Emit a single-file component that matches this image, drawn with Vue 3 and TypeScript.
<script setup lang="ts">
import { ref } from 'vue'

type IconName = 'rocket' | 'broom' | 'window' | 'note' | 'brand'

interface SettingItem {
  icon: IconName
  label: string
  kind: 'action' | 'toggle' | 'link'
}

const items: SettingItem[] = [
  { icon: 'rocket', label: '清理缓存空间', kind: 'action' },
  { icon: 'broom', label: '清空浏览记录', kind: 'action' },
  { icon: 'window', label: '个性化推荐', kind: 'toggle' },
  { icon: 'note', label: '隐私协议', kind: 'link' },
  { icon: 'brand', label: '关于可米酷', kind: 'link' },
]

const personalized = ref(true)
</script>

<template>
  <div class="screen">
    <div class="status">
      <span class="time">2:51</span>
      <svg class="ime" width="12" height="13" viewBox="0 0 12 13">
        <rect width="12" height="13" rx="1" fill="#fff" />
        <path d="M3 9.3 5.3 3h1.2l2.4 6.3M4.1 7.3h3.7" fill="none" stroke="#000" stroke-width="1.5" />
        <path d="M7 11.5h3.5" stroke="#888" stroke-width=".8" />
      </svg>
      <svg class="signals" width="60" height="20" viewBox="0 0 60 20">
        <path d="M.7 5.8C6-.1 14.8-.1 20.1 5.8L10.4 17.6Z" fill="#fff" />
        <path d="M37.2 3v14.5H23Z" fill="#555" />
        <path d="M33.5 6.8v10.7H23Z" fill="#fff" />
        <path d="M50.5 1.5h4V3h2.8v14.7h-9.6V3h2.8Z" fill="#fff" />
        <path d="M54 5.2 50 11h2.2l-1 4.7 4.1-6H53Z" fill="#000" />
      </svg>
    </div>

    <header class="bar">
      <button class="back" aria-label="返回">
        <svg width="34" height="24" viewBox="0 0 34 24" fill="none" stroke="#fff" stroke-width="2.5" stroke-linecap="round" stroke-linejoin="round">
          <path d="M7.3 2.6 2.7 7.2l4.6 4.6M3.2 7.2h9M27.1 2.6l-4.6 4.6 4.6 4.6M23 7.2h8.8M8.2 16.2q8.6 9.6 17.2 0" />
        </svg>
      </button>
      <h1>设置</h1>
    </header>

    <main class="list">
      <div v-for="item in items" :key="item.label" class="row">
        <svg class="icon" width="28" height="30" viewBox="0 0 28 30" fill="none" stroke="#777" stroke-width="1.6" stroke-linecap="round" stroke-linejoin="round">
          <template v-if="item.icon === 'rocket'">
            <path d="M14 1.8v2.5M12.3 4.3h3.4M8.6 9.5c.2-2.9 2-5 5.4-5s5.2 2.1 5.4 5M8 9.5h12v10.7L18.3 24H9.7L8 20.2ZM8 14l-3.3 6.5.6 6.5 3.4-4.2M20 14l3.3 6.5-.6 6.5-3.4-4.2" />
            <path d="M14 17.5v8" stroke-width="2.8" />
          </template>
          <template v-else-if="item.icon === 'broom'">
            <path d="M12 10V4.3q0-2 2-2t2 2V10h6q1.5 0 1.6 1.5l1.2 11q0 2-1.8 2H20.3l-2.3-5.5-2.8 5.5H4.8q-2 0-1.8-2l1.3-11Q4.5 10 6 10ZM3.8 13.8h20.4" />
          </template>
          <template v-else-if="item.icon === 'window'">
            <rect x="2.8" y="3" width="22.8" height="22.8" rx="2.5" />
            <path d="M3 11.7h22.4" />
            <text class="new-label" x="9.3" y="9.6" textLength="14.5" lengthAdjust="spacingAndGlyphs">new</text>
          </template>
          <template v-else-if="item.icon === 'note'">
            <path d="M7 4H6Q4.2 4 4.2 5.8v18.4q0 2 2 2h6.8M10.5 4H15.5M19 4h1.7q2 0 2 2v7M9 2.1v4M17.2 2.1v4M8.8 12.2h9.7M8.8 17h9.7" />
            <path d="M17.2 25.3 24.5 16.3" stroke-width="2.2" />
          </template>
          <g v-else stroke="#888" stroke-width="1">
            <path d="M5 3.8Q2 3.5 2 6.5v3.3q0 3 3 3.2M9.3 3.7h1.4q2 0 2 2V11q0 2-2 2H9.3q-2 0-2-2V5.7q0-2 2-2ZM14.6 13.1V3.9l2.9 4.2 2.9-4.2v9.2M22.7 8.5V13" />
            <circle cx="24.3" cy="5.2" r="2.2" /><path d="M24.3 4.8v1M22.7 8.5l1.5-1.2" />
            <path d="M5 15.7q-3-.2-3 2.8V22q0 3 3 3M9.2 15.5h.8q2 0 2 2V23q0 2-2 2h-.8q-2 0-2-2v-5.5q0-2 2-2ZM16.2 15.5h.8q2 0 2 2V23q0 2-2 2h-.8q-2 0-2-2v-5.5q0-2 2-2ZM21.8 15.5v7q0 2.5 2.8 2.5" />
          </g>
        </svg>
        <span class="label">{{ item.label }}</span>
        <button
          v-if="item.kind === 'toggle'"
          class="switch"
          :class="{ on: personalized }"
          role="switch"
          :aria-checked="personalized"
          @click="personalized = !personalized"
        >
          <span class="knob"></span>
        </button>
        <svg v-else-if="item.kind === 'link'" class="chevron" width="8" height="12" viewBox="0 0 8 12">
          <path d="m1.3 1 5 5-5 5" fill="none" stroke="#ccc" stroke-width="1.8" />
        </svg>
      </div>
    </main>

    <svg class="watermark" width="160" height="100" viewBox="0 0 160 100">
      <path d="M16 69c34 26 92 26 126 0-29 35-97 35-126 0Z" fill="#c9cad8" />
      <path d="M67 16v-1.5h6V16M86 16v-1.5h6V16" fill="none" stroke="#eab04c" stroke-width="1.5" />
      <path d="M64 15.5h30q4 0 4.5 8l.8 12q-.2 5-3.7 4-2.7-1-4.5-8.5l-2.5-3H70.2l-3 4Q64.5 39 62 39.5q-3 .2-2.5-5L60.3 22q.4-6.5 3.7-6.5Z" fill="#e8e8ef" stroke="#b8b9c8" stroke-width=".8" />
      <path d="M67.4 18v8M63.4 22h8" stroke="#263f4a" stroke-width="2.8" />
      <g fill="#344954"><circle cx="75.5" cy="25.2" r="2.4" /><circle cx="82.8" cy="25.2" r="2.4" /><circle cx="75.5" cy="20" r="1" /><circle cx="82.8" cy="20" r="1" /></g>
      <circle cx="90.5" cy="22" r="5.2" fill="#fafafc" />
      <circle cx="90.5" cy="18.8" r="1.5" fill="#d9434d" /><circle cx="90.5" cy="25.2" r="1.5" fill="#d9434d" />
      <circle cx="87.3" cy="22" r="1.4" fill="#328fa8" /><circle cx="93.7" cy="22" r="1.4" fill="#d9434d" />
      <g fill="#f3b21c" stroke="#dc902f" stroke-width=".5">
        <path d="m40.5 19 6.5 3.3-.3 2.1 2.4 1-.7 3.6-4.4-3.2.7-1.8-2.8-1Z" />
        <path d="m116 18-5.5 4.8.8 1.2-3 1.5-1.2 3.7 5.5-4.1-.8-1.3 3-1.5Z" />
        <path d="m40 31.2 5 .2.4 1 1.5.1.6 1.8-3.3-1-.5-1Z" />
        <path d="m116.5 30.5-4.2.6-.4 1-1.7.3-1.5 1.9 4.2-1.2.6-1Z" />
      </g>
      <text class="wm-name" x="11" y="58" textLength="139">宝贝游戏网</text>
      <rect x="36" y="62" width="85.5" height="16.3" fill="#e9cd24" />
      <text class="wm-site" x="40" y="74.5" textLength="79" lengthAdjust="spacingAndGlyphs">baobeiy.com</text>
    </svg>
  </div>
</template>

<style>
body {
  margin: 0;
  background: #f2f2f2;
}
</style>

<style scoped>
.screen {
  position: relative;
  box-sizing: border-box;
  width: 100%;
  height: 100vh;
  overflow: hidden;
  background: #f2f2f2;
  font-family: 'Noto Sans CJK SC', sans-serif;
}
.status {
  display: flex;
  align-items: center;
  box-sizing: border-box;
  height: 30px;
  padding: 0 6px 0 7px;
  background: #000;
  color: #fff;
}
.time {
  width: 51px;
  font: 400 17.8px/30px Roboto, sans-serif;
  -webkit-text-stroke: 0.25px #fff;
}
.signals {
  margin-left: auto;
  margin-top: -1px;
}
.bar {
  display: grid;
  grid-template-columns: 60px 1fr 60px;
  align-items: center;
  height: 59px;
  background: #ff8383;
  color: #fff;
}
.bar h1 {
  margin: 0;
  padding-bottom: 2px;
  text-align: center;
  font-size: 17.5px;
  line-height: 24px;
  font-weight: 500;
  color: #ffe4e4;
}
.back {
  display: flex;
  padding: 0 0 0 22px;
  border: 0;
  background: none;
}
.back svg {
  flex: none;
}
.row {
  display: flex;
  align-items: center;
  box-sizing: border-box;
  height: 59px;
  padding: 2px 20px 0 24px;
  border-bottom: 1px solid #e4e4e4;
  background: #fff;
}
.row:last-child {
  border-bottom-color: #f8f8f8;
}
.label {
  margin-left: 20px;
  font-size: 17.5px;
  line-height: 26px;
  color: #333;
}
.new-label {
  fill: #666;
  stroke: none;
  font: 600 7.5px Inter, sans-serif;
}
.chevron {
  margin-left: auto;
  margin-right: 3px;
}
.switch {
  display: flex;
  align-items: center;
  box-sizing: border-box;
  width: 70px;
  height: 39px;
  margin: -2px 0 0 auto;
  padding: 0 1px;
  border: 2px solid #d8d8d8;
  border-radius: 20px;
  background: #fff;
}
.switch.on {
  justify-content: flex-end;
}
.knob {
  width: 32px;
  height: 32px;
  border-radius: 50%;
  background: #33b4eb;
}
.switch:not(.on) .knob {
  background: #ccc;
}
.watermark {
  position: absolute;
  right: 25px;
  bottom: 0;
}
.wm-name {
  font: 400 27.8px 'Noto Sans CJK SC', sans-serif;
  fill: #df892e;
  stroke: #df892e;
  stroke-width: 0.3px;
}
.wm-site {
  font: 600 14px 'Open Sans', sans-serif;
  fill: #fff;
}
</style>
========================================================================
▶ Aim of the exercise
Please transcribe, exactly and with nothing added, the lines from the first line of the material above through the line that contains "type IconName = 'rocket'".

▶ Exercise solution
Emit a single-file component that matches this image, drawn with Vue 3 and TypeScript.
<script setup lang="ts">
import { ref } from 'vue'

type IconName = 'rocket' | 'broom' | 'window' | 'note' | 'brand'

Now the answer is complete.